L’Orso d’oro e il Premio del pubblico a Berlino. Nanni Moretti presidente al prossimo festival di Cannes, segnano il favorevole momento del nostro cinema di qualità. Risplende il riconoscimento dei fratelli Taviani, sensibili narratori della nostra cultura e del nostro tempo.
Sono di quelle notizie che riconciliano con l’arte vera e pura, con il coraggio di osare e di sentirsi portatori di emozioni. Il 62° Festival del Cinema di Berlino ha appena conferito l’Orso d’Oro a Paolo e Vittorio Taviani per il film “Cesare deve morire”, liberamente ispirato al Giulio Cesare di Shakespeare e girato come un documentario in bianco e nero con i detenuti del carcere romano di Rebibbia.
La notizia sovrasterebbe ogni cosa nel mondo della cultura nazionale e non solo, se non fosse in atto lo stordimento da canzonette e sfide al pudore perpetrate dalla lunghissima kermesse sanremese, evento mediatico senza pari nell’italietta delle convenzioni.
Erano 21 anni che l’Italia non vinceva questo importante premio. Nel 1991 se lo aggiudicò il compianto Marco Ferreri, munifico autore di opere controverse ed imperiture, con “La casa del sorriso”, una storia d’amore fra anziani ambientato in una casa di riposo: interprete l’immensa Ingrid Thulin, una delle muse di Ingmar Bergman e del cinema svedese. Tutti nomi di un’epoca che non c’è più, che hanno scritto la storia della cultura mediante il cinema d’autore.
Anche per questo occorre esaltare questo Orso d’oro al nostro cinema, con autori che da oltre cinquant’anni si ostinano, come i fratelli Taviani, a portare sul grande schermo storie e sensazioni che fanno epoca, con riconoscimenti internazionali, quelli che non arriveranno mai per quei (tanti) film nostrani che, quantunque incassino molto, dopo che si è usciti dalla sala non rimane un solo fotogramma impresso nella memoria. Un mirabile riconoscimento per il cinema italiano, dunque, questo per i fratelli Taviani, cui si aggiunge la presidenza della giuria a Nanni Moretti all’imminente Festival di Cannes.
“E’ un premio che riempie di gioia – ha commentato Paolo Taviani – soprattutto per chi ha lavorato con noi. Sono i detenuti di Rebibbia guidati dal regista Fabio Cavalli che li ha portati al teatro. Questi detenuti-attori hanno dato se stessi per realizzare questo film e ci fa piacere vincere un premio al festival di Berlino che non ha un indirizzo generico ma che al contrario ha un carattere molto specifico: cerca forze nuove e cerca forze che si appassionino a tematiche sociali. Questo film combina tante cose – ha continuato – Shakespeare entra dentro Rebibbia. E io penso che questa esperienza forte ci rimarrà dentro sempre, anche come contraddizione, e comunque come grande momento di qualità ».

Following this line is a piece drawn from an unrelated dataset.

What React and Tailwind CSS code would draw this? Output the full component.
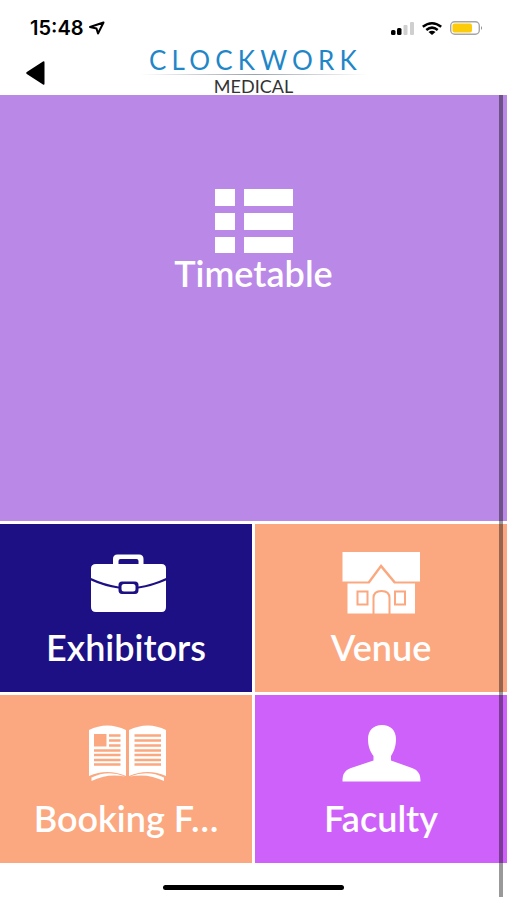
import React from 'react';

const IconeLista = () => (
  <svg viewBox="0 0 80 64" className="w-20 h-16" fill="currentColor" aria-hidden="true">
    <path d="M1 0h20v17H1zM30 0h49v17H30zM1 24h20v17H1zM30 24h49v17H30zM1 48h20v16H1zM30 48h49v16H30z" />
  </svg>
);

const IconeMaleta = () => (
  <svg viewBox="0 0 80 64" className="w-20 h-16" fill="currentColor" aria-hidden="true">
    <path
      fillRule="evenodd"
      d="M27 13V8q0-4.500 4.500-4.500h21.500q4.500 0 4.500 4.500v5h18q4.500 0 4.500 4.500V27q-14 6.500-27.500 8.500V34q0-3.500-3.500-3.500H36q-3.500 0-3.500 3.500v1.500Q18 33 5 27v-9.500Q5 13 10 13zM32.500 13h20V10q0-2-2-2h-16q-2 0-2 2z"
    />
    <path d="M5 29.500Q18 35.500 32.500 37.500V39q0 4 3.500 4H49q3.500 0 3.500-4v-1.500Q66 35.500 80 29.500V56q0 5-4.500 5H10q-5 0-5-5z" />
    <rect x="35.500" y="33" width="14" height="7.500" rx="2.500" />
  </svg>
);

const IconeCasa = () => (
  <svg viewBox="0 0 80 64" className="w-20 h-16" aria-hidden="true">
    <path fill="currentColor" d="M1.500 1H79v29.500H54.500L40 13 27 30.500H1.500z" />
    <path fill="currentColor" d="M6.500 32.500H28.500L40 17l13 15.500h21V62.500H6.500z" />
    <g fill="none" stroke="#fba880" strokeWidth="2">
      <rect x="16.500" y="40.500" width="10" height="13" />
      <rect x="54" y="40.500" width="10" height="13" />
      <path d="M32.500 63V47q0-7 8-7t8 7v16" />
    </g>
  </svg>
);

const IconeLivro = () => (
  <svg viewBox="0 0 80 64" className="w-20 h-16" aria-hidden="true">
    <path fill="currentColor" d="M3 8Q21-1 40 8v46Q21 46 3 54zM43 8Q62-1 80 8v46Q62 46 43 54z" />
    <path fill="currentColor" d="M5.500 55.500Q22 47.500 39 54.500Q21 51 5.500 59zM44 54.500Q62 47.500 78 55.500V59Q62 51 44 54.500z" />
    <path fill="#fba880" d="M8 12h12.500v12.500H8z" />
    <path
      stroke="#fba880"
      strokeWidth="2.500"
      d="M23 13.500h11.500M23 18.500h11.500M23 23.500h11.500M8 28.500h26.500M8 33h26.500M8 38h26.500M8 42.500h26.500M48.500 13.500H75M48.500 18.500H75M48.500 23.500H75M48.500 28.500H75M48.500 33H75M48.500 38H75M48.500 42.500H75"
    />
  </svg>
);

const IconePessoa = () => (
  <svg viewBox="0 0 80 64" className="w-20 h-16" fill="currentColor" aria-hidden="true">
    <path d="M41 3C32.500 3 27 8.500 27 17c0 8 2.500 13 5.500 17v4.500L10 46c-6.500 2.500-8.500 6-8.500 13.500H79.500C79.500 52 77.500 48.500 71 46l-21-7.500V34c2.500-4 5-9 5-17C55 8.500 49.500 3 41 3z" />
  </svg>
);

const itens = [
  { nome: 'Exhibitors', cor: 'bg-[#1d1084]', Icone: IconeMaleta },
  { nome: 'Venue', cor: 'bg-[#fba880]', Icone: IconeCasa },
  { nome: 'Booking F…', cor: 'bg-[#fba880]', Icone: IconeLivro },
  { nome: 'Faculty', cor: 'bg-[#ce61fa]', Icone: IconePessoa }
];

const BarraStatus = () => (
  <div className="flex items-center justify-between h-12 pt-2 pl-[30px] pr-6">
    <div className="flex items-center gap-1">
      <span className="font-[Inter,sans-serif] text-xl leading-5 font-semibold">15:48</span>
      <svg viewBox="0 0 17 14" className="w-[17px] h-3.5" fill="none" stroke="currentColor" strokeWidth="2" strokeLinejoin="round" aria-hidden="true">
        <path d="M15.500 1.500 2 6l6.500 1.500L10 12.500z" />
      </svg>
    </div>
    <div className="flex items-center gap-2">
      <svg viewBox="0 0 23 13" className="w-[23px] h-[13px]" aria-hidden="true">
        <rect x="0" y="8" width="4.500" height="5" rx="1.500" />
        <rect x="6" y="6" width="4.500" height="7" rx="1.500" />
        <rect x="12.500" y="3" width="4" height="10" rx="1" fill="#cfcfcf" />
        <rect x="19" y="0" width="4" height="13" rx="1" fill="#cfcfcf" />
      </svg>
      <svg viewBox="0 0 20 13" className="w-5 h-[13px]" fill="none" stroke="currentColor" strokeWidth="2.500" aria-hidden="true">
        <path d="M.8 4.800Q10-2.200 19.200 4.800M4.300 8Q10 3.300 15.700 8" />
        <path fill="currentColor" stroke="none" d="M6.500 10q3.500-2.500 7 0L10 13z" />
      </svg>
      <svg viewBox="0 0 33 14" className="w-[33px] h-3.5" aria-hidden="true">
        <rect x=".7" y=".7" width="28.600" height="12.600" rx="4" fill="none" stroke="#a5a5a5" strokeWidth="1.400" />
        <rect x="2.500" y="2.500" width="19.500" height="9" rx="2" fill="#fccb0a" />
        <path d="M31 5q2 2 0 4z" fill="#8a8a8a" />
      </svg>
    </div>
  </div>
);

const Cabecalho = () => (
  <header className="bg-white text-black">
    <BarraStatus />
    <div className="grid grid-cols-[64px_1fr_64px] items-center h-[47px]">
      <button type="button" aria-label="Back" className="justify-self-end mr-[19px]">
        <svg viewBox="0 0 19 24" className="w-[19px] h-6" fill="currentColor" aria-hidden="true">
          <path d="M17 .5q1.500-1 1.500 1v21q0 2-1.500 1L.8 13q-1.200-1 0-2z" />
        </svg>
      </button>
      <div className="flex flex-col items-center font-[Lato,sans-serif]">
        <span className="mb-0.5 pl-1 text-[26px] leading-6 font-normal tracking-[0.2em] text-[#1f86c8]">CLOCKWORK</span>
        <div className="w-[228px] h-px bg-linear-to-r from-transparent via-gray-400 to-transparent"></div>
        <span className="text-lg leading-[22px] font-normal text-[#333333]">MEDICAL</span>
      </div>
    </div>
  </header>
);

const App = () => {
  return (
    <div className="relative flex flex-col min-h-screen bg-white font-[Lato,sans-serif]">
      <Cabecalho />

      <main className="flex-1 flex flex-col gap-[3px] text-white">
        <button type="button" className="flex-1 flex flex-col items-center pt-[94px] bg-[#ba88e7]">
          <IconeLista />
          <span className="text-4xl leading-10 font-semibold">Timetable</span>
        </button>

        <div className="grid grid-cols-2 gap-[3px]">
          {itens.map(({ nome, cor, Icone }) => (
            <button key={nome} type="button" className={`flex flex-col items-center h-[168px] pt-[27px] ${cor}`}>
              <Icone />
              <span className="mt-3 text-4xl leading-10 font-semibold whitespace-nowrap">{nome}</span>
            </button>
          ))}
        </div>
      </main>

      {/* Indicador inferior */}
      <footer className="flex justify-center items-center h-[37px] pt-3">
        <div className="w-[181px] h-[5px] rounded-full bg-black"></div>
      </footer>

      {/* Barra de rolagem */}
      <div className="absolute top-[95px] bottom-[3px] right-1 w-1 bg-black/40"></div>
    </div>
  );
};

export default App;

Paolo e Vittorio Taviani approdarono al cinema nel 1960 come aiuti registi del grande Joris Ivens, che insieme a Tinto Brass girarono anche in Basilicata il documentario “L’Italia non è un paese povero” sulla nascente epopea delle estrazioni di metano, voluto da Enrico Mattei. Il loro primo film è del 1967 “I sovversivi” con il quale anticipavano gli avvenimenti del 1968. Riconoscimento mondiale con la Palma d’oro a Cannes nel 1977 per “Padre padrone” ritenuto un film cult.